Cagliari appare nel 2019 ancora incapace di leggere la relazione tra un’Accademia di Belle Arti inserita nel proprio tessuto culturale connettivo e la pubblicità per il proprio territorio derivante da tale intervento.
L’intero sistema sociale contemporaneo, e tutti i sistemi culturali, sono pensati e strutturati su vasta scala, le relazioni che il sistema dell’arte locale tesse con l’esterno è planetario, non ha mai una dimensione esclusivamente locale, da questa prospettiva un’Accademia di Belle Arti a Cagliari, è da intendersi come media didattico in grado fare pubblicità dialettica al territorio dove opera, strumento di narrazione e informazione.

La didattica dell’arte, senza la società di massa nella quale inserirsi, non avrebbe senso d’esistere in una realtà globalmente interconnessa come quella contemporanea.
I mass media sono nello scenario contemporaneo, uno strumento delle Accademia di Belle Arti, sono loro diffusori di contenuti, amplificatori della pubblicità artistica e culturale di cui l’intero territorio beneficia.
Non a caso, molte delle operazioni artistiche contemporanea, nascono in modalità intercomunicative, pensate per essere amplificate dai media, divenendo oggetto d’altra comunicazione, un fluido interminabile circolo ermeneutico promozionale.

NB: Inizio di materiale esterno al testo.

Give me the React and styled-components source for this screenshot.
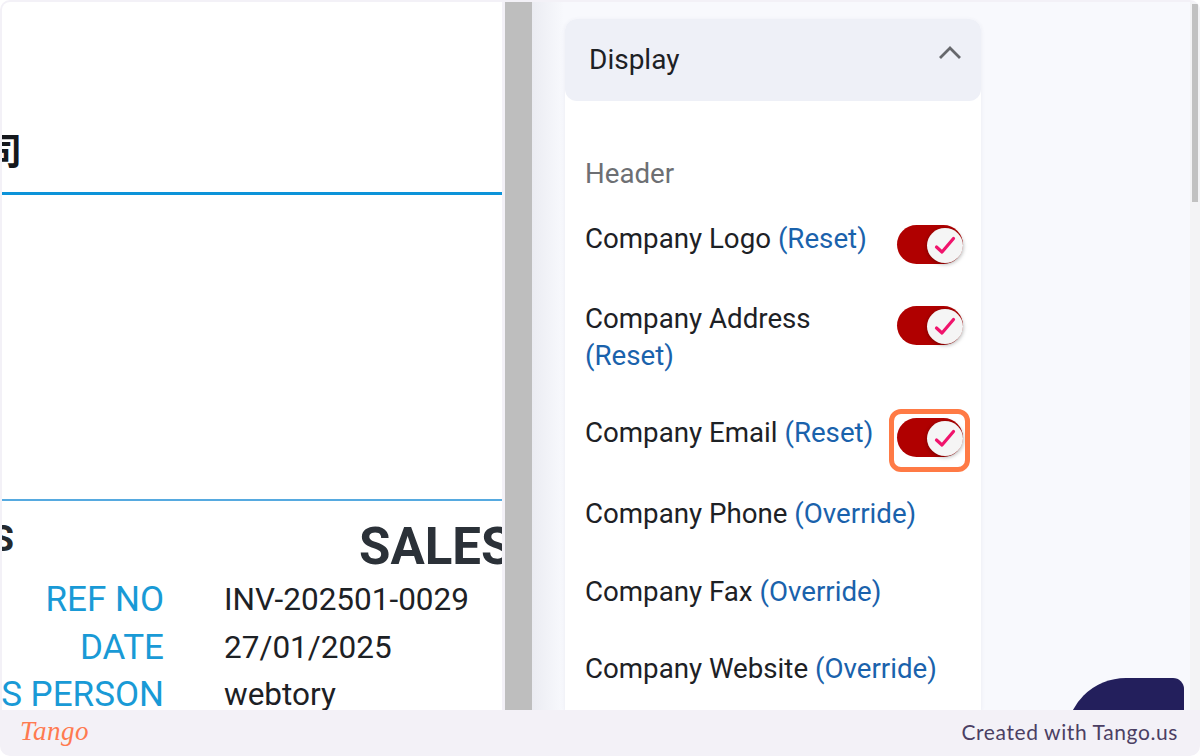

Pensateci, un artista che frequenta o ha frequentato un’Accademia, che vede il suo lavoro recensito in spazi mediatici culturali, che diventa pubblicità locale, merce, arredamento e anche valore culturale comunitario.
Neanche il più integralista cultore della Scultura nuragica, può pensare che oggi l’arte possa essere distante dai mass media, e che la pubblicità sia sicura soltanto in aree limitate e specializzate.
Possibile che a fronte di questo potenziale, da sempre inespresso, Cagliari sembri non comprendere il valore e l’universo umanistico che c’è nel pensare e realizzare arte?
Che si rappresenti un triste contesto sociale e culturale dove le parole e le figure sembrano muoversi su traiettorie rigide e distinte?
Cagliari sembra frequentare eternamente una pessima scuola primaria, dove si ritiene che per leggere e scrivere sia necessario studiare e impegnarsi, e che il disegno sia un’attività ricreativa.

Possibile che si pensi ancora all’arte non come alta comunicazione dell’umano, ma come sola espressione del sé?
Relegare il disegno a dominio del talento è da ignoranti che privano i meno predisposto al ragionamento e alla visualizzazione del pensiero.
Pensate se ragionasse in maniera contraria, se non s’insegnasse a leggere e scrivere a chi non manifesta il talento potenziale di Ugo Foscolo.
Non solo la scrittura, tutti i segni dell’umano sono in relazione con il linguaggio, chi quando guarda un quadro astratto non parla forse con la propria mente quando trae considerazioni?